PROVIDED MATERIAL>
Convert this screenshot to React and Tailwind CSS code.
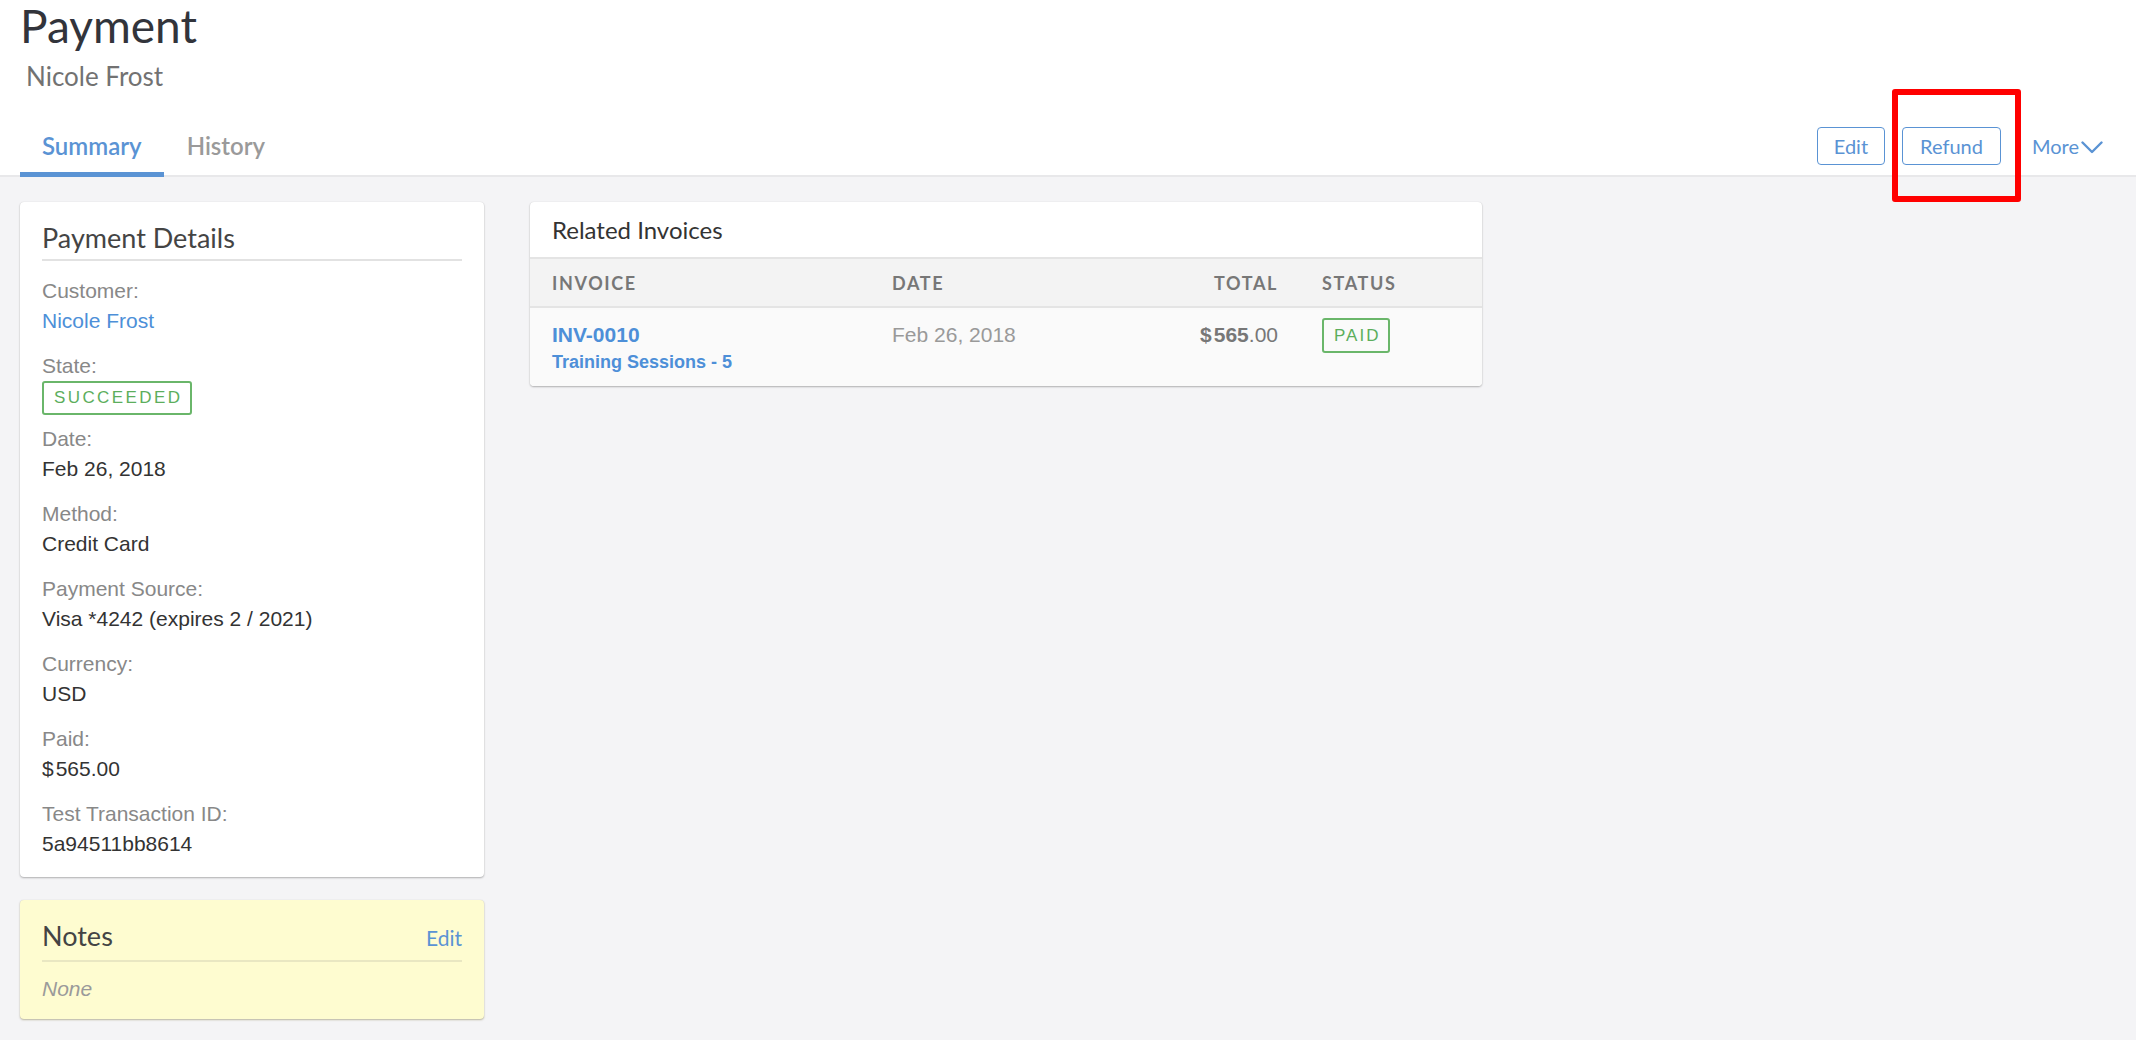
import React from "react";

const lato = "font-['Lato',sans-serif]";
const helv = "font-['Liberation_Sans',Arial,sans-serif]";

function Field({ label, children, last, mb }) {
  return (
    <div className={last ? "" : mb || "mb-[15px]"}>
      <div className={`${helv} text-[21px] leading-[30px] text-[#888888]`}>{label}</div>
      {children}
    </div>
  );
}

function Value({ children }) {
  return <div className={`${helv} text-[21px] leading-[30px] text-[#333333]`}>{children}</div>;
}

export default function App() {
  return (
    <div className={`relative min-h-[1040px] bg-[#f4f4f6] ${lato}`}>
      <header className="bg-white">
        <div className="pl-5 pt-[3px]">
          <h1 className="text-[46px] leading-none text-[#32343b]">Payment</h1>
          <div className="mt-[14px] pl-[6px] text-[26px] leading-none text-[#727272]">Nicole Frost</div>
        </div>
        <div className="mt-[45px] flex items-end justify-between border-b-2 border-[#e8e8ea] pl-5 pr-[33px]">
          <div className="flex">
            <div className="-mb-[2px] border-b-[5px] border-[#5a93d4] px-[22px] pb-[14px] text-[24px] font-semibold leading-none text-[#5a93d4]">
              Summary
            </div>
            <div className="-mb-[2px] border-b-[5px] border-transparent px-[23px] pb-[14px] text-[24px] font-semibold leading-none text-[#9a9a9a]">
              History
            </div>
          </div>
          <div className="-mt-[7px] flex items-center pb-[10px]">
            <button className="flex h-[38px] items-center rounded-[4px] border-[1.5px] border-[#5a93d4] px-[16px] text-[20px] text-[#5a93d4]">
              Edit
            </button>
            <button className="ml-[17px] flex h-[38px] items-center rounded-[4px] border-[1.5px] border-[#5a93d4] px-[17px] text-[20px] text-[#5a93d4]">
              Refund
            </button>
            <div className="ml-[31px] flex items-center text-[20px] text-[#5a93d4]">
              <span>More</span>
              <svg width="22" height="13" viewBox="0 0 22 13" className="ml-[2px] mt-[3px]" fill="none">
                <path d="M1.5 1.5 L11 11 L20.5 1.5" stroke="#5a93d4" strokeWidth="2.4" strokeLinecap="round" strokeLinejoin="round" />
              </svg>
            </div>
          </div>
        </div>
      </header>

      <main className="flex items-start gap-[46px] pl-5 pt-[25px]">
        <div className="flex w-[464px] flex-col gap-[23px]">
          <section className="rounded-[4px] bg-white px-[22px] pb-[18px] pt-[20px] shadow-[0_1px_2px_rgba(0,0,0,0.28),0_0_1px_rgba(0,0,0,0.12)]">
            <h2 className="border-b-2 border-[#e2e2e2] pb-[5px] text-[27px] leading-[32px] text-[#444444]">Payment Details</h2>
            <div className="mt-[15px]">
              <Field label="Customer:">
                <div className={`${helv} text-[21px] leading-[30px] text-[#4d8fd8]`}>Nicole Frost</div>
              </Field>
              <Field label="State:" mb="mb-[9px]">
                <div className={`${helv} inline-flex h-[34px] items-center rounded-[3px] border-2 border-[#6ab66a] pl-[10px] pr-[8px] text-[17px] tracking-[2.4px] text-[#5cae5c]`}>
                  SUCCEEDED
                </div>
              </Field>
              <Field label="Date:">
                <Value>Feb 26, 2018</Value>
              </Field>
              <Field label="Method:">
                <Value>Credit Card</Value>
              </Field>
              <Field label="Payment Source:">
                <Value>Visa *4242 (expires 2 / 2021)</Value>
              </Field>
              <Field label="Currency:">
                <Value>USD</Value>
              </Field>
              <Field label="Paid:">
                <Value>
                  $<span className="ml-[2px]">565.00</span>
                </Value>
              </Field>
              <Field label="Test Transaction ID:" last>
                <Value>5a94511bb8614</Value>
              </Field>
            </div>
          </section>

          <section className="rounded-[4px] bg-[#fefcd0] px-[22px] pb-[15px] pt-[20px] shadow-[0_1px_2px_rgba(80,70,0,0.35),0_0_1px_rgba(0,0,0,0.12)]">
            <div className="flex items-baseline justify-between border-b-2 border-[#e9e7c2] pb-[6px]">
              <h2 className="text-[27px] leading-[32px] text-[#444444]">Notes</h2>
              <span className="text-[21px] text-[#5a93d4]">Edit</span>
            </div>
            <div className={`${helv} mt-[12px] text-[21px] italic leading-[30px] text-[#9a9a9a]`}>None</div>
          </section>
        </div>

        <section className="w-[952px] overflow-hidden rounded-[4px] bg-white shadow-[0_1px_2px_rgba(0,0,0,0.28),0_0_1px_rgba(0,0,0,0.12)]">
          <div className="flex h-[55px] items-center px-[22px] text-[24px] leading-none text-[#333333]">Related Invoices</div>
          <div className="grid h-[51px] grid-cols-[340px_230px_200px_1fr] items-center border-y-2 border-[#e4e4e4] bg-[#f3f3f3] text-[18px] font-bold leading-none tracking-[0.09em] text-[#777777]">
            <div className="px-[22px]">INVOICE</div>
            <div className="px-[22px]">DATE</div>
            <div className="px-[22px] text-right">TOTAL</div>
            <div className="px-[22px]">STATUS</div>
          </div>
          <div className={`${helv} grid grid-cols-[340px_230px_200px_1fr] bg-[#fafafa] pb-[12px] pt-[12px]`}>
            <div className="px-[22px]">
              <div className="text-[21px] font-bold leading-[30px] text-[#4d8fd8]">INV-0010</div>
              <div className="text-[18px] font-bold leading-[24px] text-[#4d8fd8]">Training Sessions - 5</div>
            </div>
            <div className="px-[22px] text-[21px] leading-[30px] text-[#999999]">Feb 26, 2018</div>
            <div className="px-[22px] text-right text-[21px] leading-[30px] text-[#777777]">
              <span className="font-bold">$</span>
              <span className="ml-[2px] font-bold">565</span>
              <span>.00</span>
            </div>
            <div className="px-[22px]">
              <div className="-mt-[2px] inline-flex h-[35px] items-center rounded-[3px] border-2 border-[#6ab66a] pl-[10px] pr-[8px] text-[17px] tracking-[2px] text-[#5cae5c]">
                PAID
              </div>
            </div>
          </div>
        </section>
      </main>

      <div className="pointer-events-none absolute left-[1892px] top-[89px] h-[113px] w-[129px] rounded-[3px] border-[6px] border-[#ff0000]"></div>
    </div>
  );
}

EXERCISE PROMPT>
Print the complete listing exactly as it stands, without its pictures.

RESULT>
Convert this screenshot to React and Tailwind CSS code.
import React from "react";

const lato = "font-['Lato',sans-serif]";
const helv = "font-['Liberation_Sans',Arial,sans-serif]";

function Field({ label, children, last, mb }) {
  return (
    <div className={last ? "" : mb || "mb-[15px]"}>
      <div className={`${helv} text-[21px] leading-[30px] text-[#888888]`}>{label}</div>
      {children}
    </div>
  );
}

function Value({ children }) {
  return <div className={`${helv} text-[21px] leading-[30px] text-[#333333]`}>{children}</div>;
}

export default function App() {
  return (
    <div className={`relative min-h-[1040px] bg-[#f4f4f6] ${lato}`}>
      <header className="bg-white">
        <div className="pl-5 pt-[3px]">
          <h1 className="text-[46px] leading-none text-[#32343b]">Payment</h1>
          <div className="mt-[14px] pl-[6px] text-[26px] leading-none text-[#727272]">Nicole Frost</div>
        </div>
        <div className="mt-[45px] flex items-end justify-between border-b-2 border-[#e8e8ea] pl-5 pr-[33px]">
          <div className="flex">
            <div className="-mb-[2px] border-b-[5px] border-[#5a93d4] px-[22px] pb-[14px] text-[24px] font-semibold leading-none text-[#5a93d4]">
              Summary
            </div>
            <div className="-mb-[2px] border-b-[5px] border-transparent px-[23px] pb-[14px] text-[24px] font-semibold leading-none text-[#9a9a9a]">
              History
            </div>
          </div>
          <div className="-mt-[7px] flex items-center pb-[10px]">
            <button className="flex h-[38px] items-center rounded-[4px] border-[1.5px] border-[#5a93d4] px-[16px] text-[20px] text-[#5a93d4]">
              Edit
            </button>
            <button className="ml-[17px] flex h-[38px] items-center rounded-[4px] border-[1.5px] border-[#5a93d4] px-[17px] text-[20px] text-[#5a93d4]">
              Refund
            </button>
            <div className="ml-[31px] flex items-center text-[20px] text-[#5a93d4]">
              <span>More</span>
              <svg width="22" height="13" viewBox="0 0 22 13" className="ml-[2px] mt-[3px]" fill="none">
                <path d="M1.5 1.5 L11 11 L20.5 1.5" stroke="#5a93d4" strokeWidth="2.4" strokeLinecap="round" strokeLinejoin="round" />
              </svg>
            </div>
          </div>
        </div>
      </header>

      <main className="flex items-start gap-[46px] pl-5 pt-[25px]">
        <div className="flex w-[464px] flex-col gap-[23px]">
          <section className="rounded-[4px] bg-white px-[22px] pb-[18px] pt-[20px] shadow-[0_1px_2px_rgba(0,0,0,0.28),0_0_1px_rgba(0,0,0,0.12)]">
            <h2 className="border-b-2 border-[#e2e2e2] pb-[5px] text-[27px] leading-[32px] text-[#444444]">Payment Details</h2>
            <div className="mt-[15px]">
              <Field label="Customer:">
                <div className={`${helv} text-[21px] leading-[30px] text-[#4d8fd8]`}>Nicole Frost</div>
              </Field>
              <Field label="State:" mb="mb-[9px]">
                <div className={`${helv} inline-flex h-[34px] items-center rounded-[3px] border-2 border-[#6ab66a] pl-[10px] pr-[8px] text-[17px] tracking-[2.4px] text-[#5cae5c]`}>
                  SUCCEEDED
                </div>
              </Field>
              <Field label="Date:">
                <Value>Feb 26, 2018</Value>
              </Field>
              <Field label="Method:">
                <Value>Credit Card</Value>
              </Field>
              <Field label="Payment Source:">
                <Value>Visa *4242 (expires 2 / 2021)</Value>
              </Field>
              <Field label="Currency:">
                <Value>USD</Value>
              </Field>
              <Field label="Paid:">
                <Value>
                  $<span className="ml-[2px]">565.00</span>
                </Value>
              </Field>
              <Field label="Test Transaction ID:" last>
                <Value>5a94511bb8614</Value>
              </Field>
            </div>
          </section>

          <section className="rounded-[4px] bg-[#fefcd0] px-[22px] pb-[15px] pt-[20px] shadow-[0_1px_2px_rgba(80,70,0,0.35),0_0_1px_rgba(0,0,0,0.12)]">
            <div className="flex items-baseline justify-between border-b-2 border-[#e9e7c2] pb-[6px]">
              <h2 className="text-[27px] leading-[32px] text-[#444444]">Notes</h2>
              <span className="text-[21px] text-[#5a93d4]">Edit</span>
            </div>
            <div className={`${helv} mt-[12px] text-[21px] italic leading-[30px] text-[#9a9a9a]`}>None</div>
          </section>
        </div>

        <section className="w-[952px] overflow-hidden rounded-[4px] bg-white shadow-[0_1px_2px_rgba(0,0,0,0.28),0_0_1px_rgba(0,0,0,0.12)]">
          <div className="flex h-[55px] items-center px-[22px] text-[24px] leading-none text-[#333333]">Related Invoices</div>
          <div className="grid h-[51px] grid-cols-[340px_230px_200px_1fr] items-center border-y-2 border-[#e4e4e4] bg-[#f3f3f3] text-[18px] font-bold leading-none tracking-[0.09em] text-[#777777]">
            <div className="px-[22px]">INVOICE</div>
            <div className="px-[22px]">DATE</div>
            <div className="px-[22px] text-right">TOTAL</div>
            <div className="px-[22px]">STATUS</div>
          </div>
          <div className={`${helv} grid grid-cols-[340px_230px_200px_1fr] bg-[#fafafa] pb-[12px] pt-[12px]`}>
            <div className="px-[22px]">
              <div className="text-[21px] font-bold leading-[30px] text-[#4d8fd8]">INV-0010</div>
              <div className="text-[18px] font-bold leading-[24px] text-[#4d8fd8]">Training Sessions - 5</div>
            </div>
            <div className="px-[22px] text-[21px] leading-[30px] text-[#999999]">Feb 26, 2018</div>
            <div className="px-[22px] text-right text-[21px] leading-[30px] text-[#777777]">
              <span className="font-bold">$</span>
              <span className="ml-[2px] font-bold">565</span>
              <span>.00</span>
            </div>
            <div className="px-[22px]">
              <div className="-mt-[2px] inline-flex h-[35px] items-center rounded-[3px] border-2 border-[#6ab66a] pl-[10px] pr-[8px] text-[17px] tracking-[2px] text-[#5cae5c]">
                PAID
              </div>
            </div>
          </div>
        </section>
      </main>

      <div className="pointer-events-none absolute left-[1892px] top-[89px] h-[113px] w-[129px] rounded-[3px] border-[6px] border-[#ff0000]"></div>
    </div>
  );
}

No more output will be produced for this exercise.